Superstars of Soul: Ben E. King & Jimmy James
The Empire Theatre
BETWEEN them singers Ben E. King and Jamaican-born Jimmy James have chalked up over a century in the music game.
That is a serious amount of mileage, and in some ways the miles have taken their toll.
James, at the age of 72, playfully referred to himself as "a fat old man" and would apologise for messing up some of the soul standards he added to the lengthy set, but if the voice was not as rich as it was back in the day when he recorded hits like I’ll Go Where The Music Takes Me, his cheerfully lively stage presence was ample to get people who should be old enough to know better up on their feet and dancing in the aisles.

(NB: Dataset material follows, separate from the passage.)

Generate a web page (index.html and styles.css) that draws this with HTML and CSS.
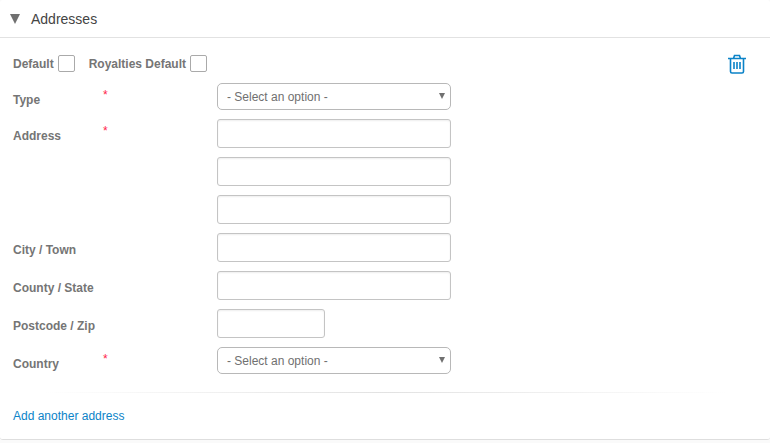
FILE: index.html
```html
<!DOCTYPE html>
<html lang="en">
<head>
  <meta charset="UTF-8" />
  <meta name="viewport" content="width=device-width, initial-scale=1.0"/>
  <title>Addresses</title>
  <link rel="stylesheet" href="styles.css">
</head>
<body>
  <section class="panel">
    <h2 class="panel-title">
      <button type="button" class="toggle" aria-expanded="true">
        <svg class="arrow" viewBox="0 0 10 10" aria-hidden="true"><path d="M0 0h10L5 10z"/></svg>
        Addresses
      </button>
    </h2>

    <form class="address-form">
      <div class="options">
        <label class="check" for="default">Default <input type="checkbox" id="default"></label>
        <label class="check" for="royalties">Royalties Default <input type="checkbox" id="royalties"></label>
        <button type="button" class="delete-btn" aria-label="Delete address">
          <svg viewBox="0 0 18 20" aria-hidden="true">
            <path d="M0 4.500h18M5.500 4.500L6.500 1.500h5L12.500 4.500M2.500 4.500v13q0 1.500 1.500 1.500h10q1.500 0 1.500-1.500v-13M6 8v7M9 8v7M12 8v7"/>
          </svg>
        </button>
      </div>

      <div class="field">
        <label for="type">Type</label>
        <span class="required">*</span>
        <div class="select-wrap">
          <select id="type" required>
            <option>- Select an option -</option>
          </select>
        </div>
      </div>
      <div class="field">
        <label for="address1">Address</label>
        <span class="required">*</span>
        <div class="lines">
          <input type="text" id="address1" required>
          <input type="text" id="address2" aria-label="Address line 2">
          <input type="text" id="address3" aria-label="Address line 3">
        </div>
      </div>
      <div class="field">
        <label for="city">City / Town</label>
        <span></span>
        <input type="text" id="city">
      </div>
      <div class="field">
        <label for="county">County / State</label>
        <span></span>
        <input type="text" id="county">
      </div>
      <div class="field">
        <label for="postcode">Postcode / Zip</label>
        <span></span>
        <input type="text" id="postcode" class="short">
      </div>
      <div class="field">
        <label for="country">Country</label>
        <span class="required">*</span>
        <div class="select-wrap">
          <select id="country" required>
            <option>- Select an option -</option>
          </select>
        </div>
      </div>

      <hr class="divider">
      <a href="#" class="add-link">Add another address</a>
    </form>
  </section>
</body>
</html>
```

FILE: styles.css
```css
* {
  box-sizing: border-box;
}

body {
  margin: 0;
  background: #fafafa;
  color: #757575;
  font-family: "Liberation Sans", Arial, sans-serif;
  font-size: 12px;
  line-height: 18px;
}

.panel {
  background: #fff;
  border-bottom: 1px solid #dedede;
  border-radius: 3px;
}

.panel-title {
  margin: 0;
  border-bottom: 1px solid #e2e2e2;
}

.toggle {
  display: flex;
  align-items: center;
  gap: 11px;
  width: 100%;
  height: 37px;
  padding: 0 10px;
  border: none;
  background: none;
  color: #444;
  font-family: inherit;
  font-size: 14px;
  cursor: pointer;
}

.arrow {
  width: 10px;
  height: 10px;
  fill: #707070;
}

.address-form {
  padding: 16px 13px 14px;
}

.options {
  display: flex;
  align-items: center;
  gap: 14px;
  margin-bottom: 9px;
}

.check {
  display: flex;
  align-items: center;
  gap: 4px;
  font-weight: bold;
}

.check input {
  appearance: none;
  width: 17px;
  height: 17px;
  margin: 0 0 2px;
  border: 1px solid #aaa;
  border-radius: 2px;
  background: #fff;
}

.check input:checked {
  background: #0b83c8;
}

.delete-btn {
  display: flex;
  margin-left: auto;
  margin-right: 11px;
  padding: 0;
  border: none;
  background: none;
  cursor: pointer;
}

.delete-btn svg {
  width: 18px;
  height: 20px;
  fill: none;
  stroke: #0b83c8;
  stroke-width: 1.6;
}

.field {
  display: grid;
  grid-template-columns: 90px 114px minmax(0, 234px);
  align-items: start;
  margin-bottom: 9px;
}

.field label {
  padding-top: 8px;
  font-weight: bold;
}

.required {
  padding-top: 3px;
  color: #ff1f4b;
}

.lines {
  display: grid;
  gap: 9px;
}

.field input,
.field select {
  display: block;
  width: 100%;
  height: 29px;
  padding: 0 9px;
  border: 1px solid #c4c4c4;
  border-radius: 3px;
  background: #fff;
  color: #707070;
  font-family: inherit;
  font-size: 12px;
}

.field input {
  box-shadow: inset 0 1px 2px #eee;
}

.field .short {
  width: 108px;
}

.field select {
  appearance: none;
  height: 27px;
  border-color: #b8b8b8;
  border-radius: 5px;
}

.select-wrap {
  position: relative;
}

.select-wrap::after {
  content: "";
  position: absolute;
  top: 10px;
  right: 6px;
  border: 3px solid transparent;
  border-top: 6px solid #707070;
  border-bottom: none;
  pointer-events: none;
}

.divider {
  height: 1px;
  margin: 18px 0 14px;
  border: none;
  background: linear-gradient(to right, transparent 4%, #e2e2e2 50%, transparent 96%);
}

.add-link {
  display: block;
  color: #0b83c8;
  text-decoration: none;
}

.add-link:hover {
  text-decoration: underline;
}
```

At a couple of years older, Ben E. King’s voice was notably more strained. Chatting between the songs he still has that honey-sweet baritone that created classics like Spanish Harlem or Save The Last Dance for me, enabling the North Carolina born singer to gently chide the audience with the easy charm of a southern gentleman.
When it came to singing, King would rely on the band or the audience singing along with the familiar lyrics to help carry him along, but though the voice is tired, King still commanded the stage like the seasoned performer he is.
Both men, though James especially, stepped outside their own extensive back catalogue for this generously lengthy set, with hits from Sam Cooke and Wilson Pickett popping up among their own standards. There was even a touch of Scottish funk as the seven piece band welcomed the audience back from the break with a bit of Average White Band.
King did, with tongue-firmly-in-cheek, berate the brass section for having the "temerity" to suggest that he was singing the lyrics of a song by a good buddy of his wrong, before collecting a piece of paper with said lyrics.
But given that his buddy was John Lennon and the lyrics were for his humanist hymn Imagine, neither King nor the audience needed any reminder.
Nor did they need any prompting for King’s own signature tune Stand By Me, by which time the audience were on their feet to give the soul veterans a rousing send off.